Internet, tempos e vontades



Fiquei dois dias sem internet. Eu estava na roça. O vento da noite de sexta-feira foi forte, e danificou a antena de internet da região. Felizmente, eu tinha bons livros comigo, e também minha família, e isso me ajudou a passar o tempo.

 

Ficar digitalmente isolado tem as suas vantagens. Antes de eu me mudar para Patos de Minas, isto é, quando eu ainda vivia no campo, a conexão era muito limitada. Praticamente inexistente. Quando ganhei meu primeiro celular, acho que em 2016, eu recebia mensagens por WhatsApp da seguinte forma: meu pai havia fixado uma roldana no alto de um eucalipto. Um circuito fechado de corda passava por essa roldana, no qual ficava presa uma garrafa PET com uma abertura no meio. Eu colocava o celular dentro dessa garrafa. Então, eu puxava a corda, e o aparelho era levantado alguns metros do chão. Lá no alto, o sinal fraco de internet, a cada quinze minutos em dias de céu claro, conseguia receber ou enviar uma mensagem. Em dias nublados ou chuvosos, era impossível comunicar-me dessa forma.

 

A internet só foi efetivamente instalada na fazenda quando eu já estava na cidade. Minha fonte de consulta e de pesquisa cotidiana foi a mesma da geração de meus pais: enciclopédias Barsa, Larousse, Delta Universal. Naturalmente, algumas informações desses livros já estavam seriamente desatualizadas, mas não deixavam de ser muito instigantes para mim. Eu tinha quase nenhum livro de literatura, mas eu sempre pegava um emprestado da biblioteca da minha escola, no distrito de Alagoas. Quando comecei a participar do Programa de Iniciação Científica da OBMEP, em Patos, deixavam-me vir com os professores, no ônibus só deles, até a cidade. Era uma época em que eu tinha bom acesso à internet aos fins de semana. Foi por meio dos encontros da OBMEP que conheci alguns dos que seriam meus futuros colegas no IFTM.

 

Em suma, nos tempos em que a internet faltava, a internet não me faltava. Hoje a tenho e não vivo sem ela. “Mudam-se os tempos, mudam-se as vontades” — escreveu Camões em um soneto. Mas, não lamento de modo algum de ter vivido sem conexão quando mais novo. Sou o que sou também devido a essa desconexão.

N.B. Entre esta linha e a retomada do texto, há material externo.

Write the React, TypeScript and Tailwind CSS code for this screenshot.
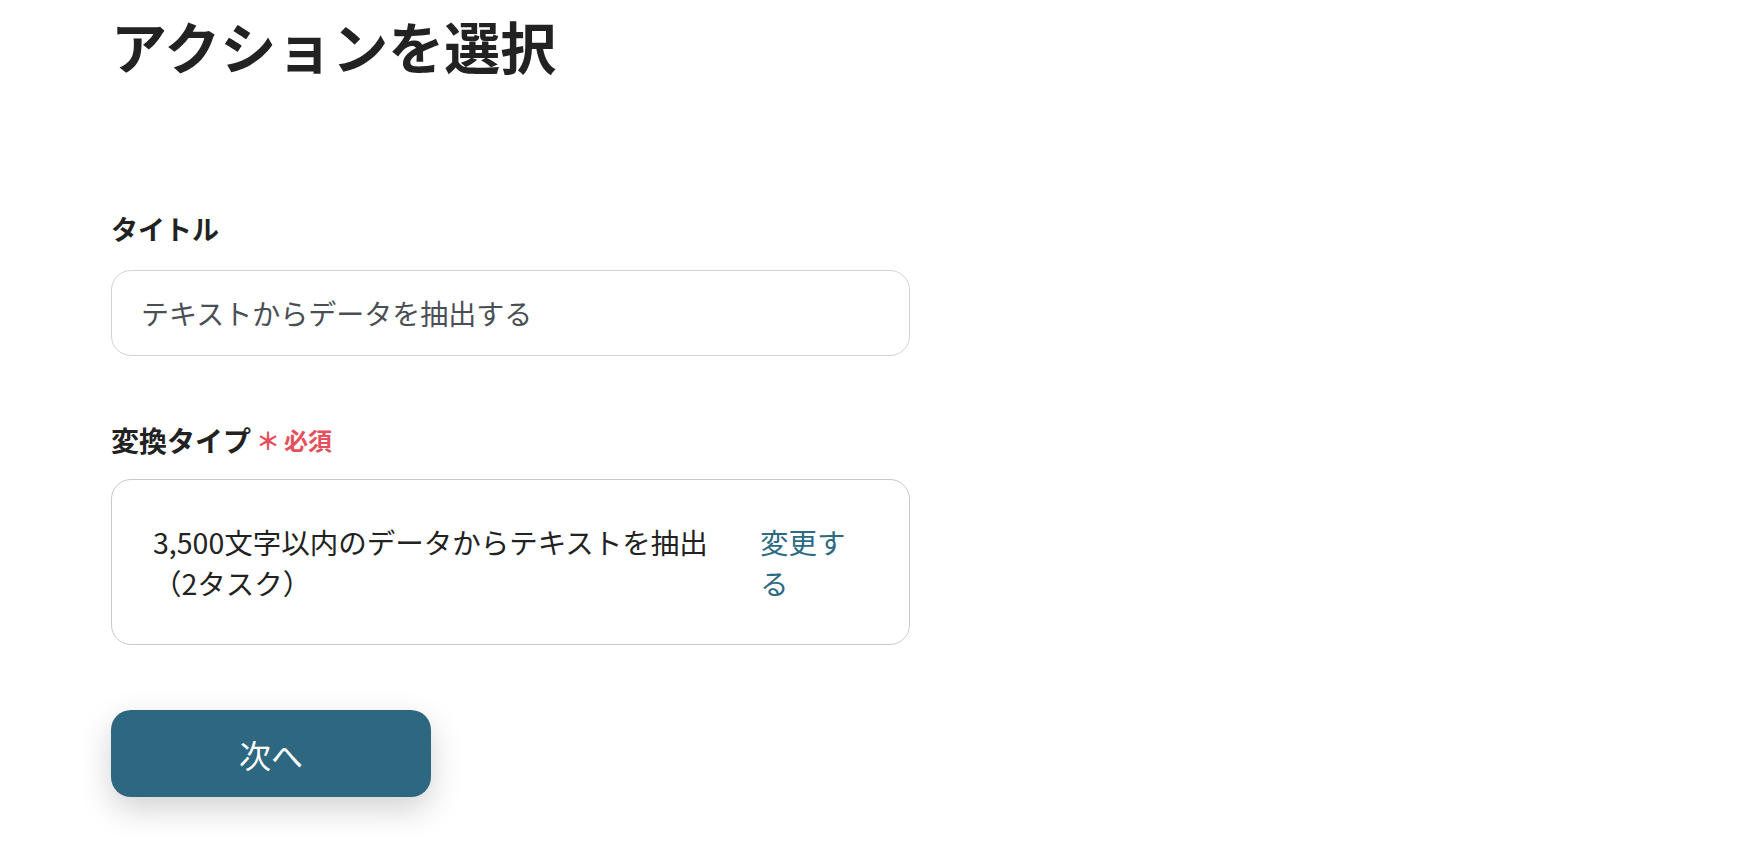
import React from "react";

const font = { fontFamily: '"Noto Sans CJK JP", "Noto Sans", sans-serif' };

export default function App() {
  return (
    <div
      className="min-h-screen bg-white pl-[111px] text-[#222]"
      style={font}
    >
      <div className="flex w-[799px] flex-col">
        {/* Page title */}
        <h1 className="mt-[5px] text-[56px] font-bold leading-[80px]">
          アクションを選択
        </h1>

        {/* タイトル */}
        <label className="mt-[126px] text-[27px] font-bold leading-[36px]">
          タイトル
        </label>
        <div className="mt-[23px] flex h-[86px] items-center rounded-[20px] border border-[#cfd3d8] pl-[29px] text-[28px] text-[#4a4f55]">
          テキストからデータを抽出する
        </div>

        {/* 変換タイプ */}
        <div className="mt-[66px] flex items-center leading-[36px]">
          <span className="text-[28px] font-bold">変換タイプ</span>
          <span className="ml-[5px] text-[24px] font-bold text-[#e5505c]">＊</span>
          <span className="ml-[4px] text-[24px] font-bold text-[#e5505c]">必須</span>
        </div>
        <div className="mt-[21px] flex gap-[40px] rounded-[20px] border border-[#c9c9c9] py-[41px] pl-[41px] pr-[53px] text-[28.5px] leading-[41px]">
          <p className="flex-1 text-[#222]">
            3,500文字以内のデータからテキストを抽出（2タスク）
          </p>
          <button className="w-[96px] shrink-0 text-left text-[#2d6a84]">
            変更する
          </button>
        </div>

        {/* Next button */}
        <button className="mt-[65px] h-[87px] w-[320px] rounded-[20px] bg-[#2e6780] text-[32px] text-white shadow-[0_12px_32px_rgba(0,0,0,0.18)]">
          次へ
        </button>
      </div>
    </div>
  );
}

Com efeito, vivi a vida real, a vida que se toca, a vida em que se suja, em que se rala o joelho, em que se pega bicho-de-pé. Isso, muita gente nova não viveu.

 

E o vento levou a internet este fim de semana. O lado bom foi que não fiquei sabendo de nada do desgoverno federal. Nem do senhor presidente. Nem do blá-blá-blá do reality show do momento. O lado ruim é que não pude revisar, por uma última vez, um artigo que eu estava escrevendo com uma professora-orientadora-amiga. Nem pude assistir ao vivo a uma entrevista cujo entrevistador e cuja entrevistada são pessoas por quem tenho grande admiração. Nem pude acompanhar a transmissão da Missa presidida pelo Papa Francisco.

 

A falta de internet, hoje, propicia-me experiências diferentes das que a presença de internet me propicia. Não melhores nem piores, mas diferentes. Às vezes, precisamos quebrar a rotina e buscar algo novo. Mas o novo não se suporta por muito tempo. O novo, quando se passa muito tempo, vira velho, costumeiro. Esta noite, resolvi voltar ao costumeiro. Estou em Patos de Minas novamente. Conectado. A um ponto de terminar uma crônica de domingo.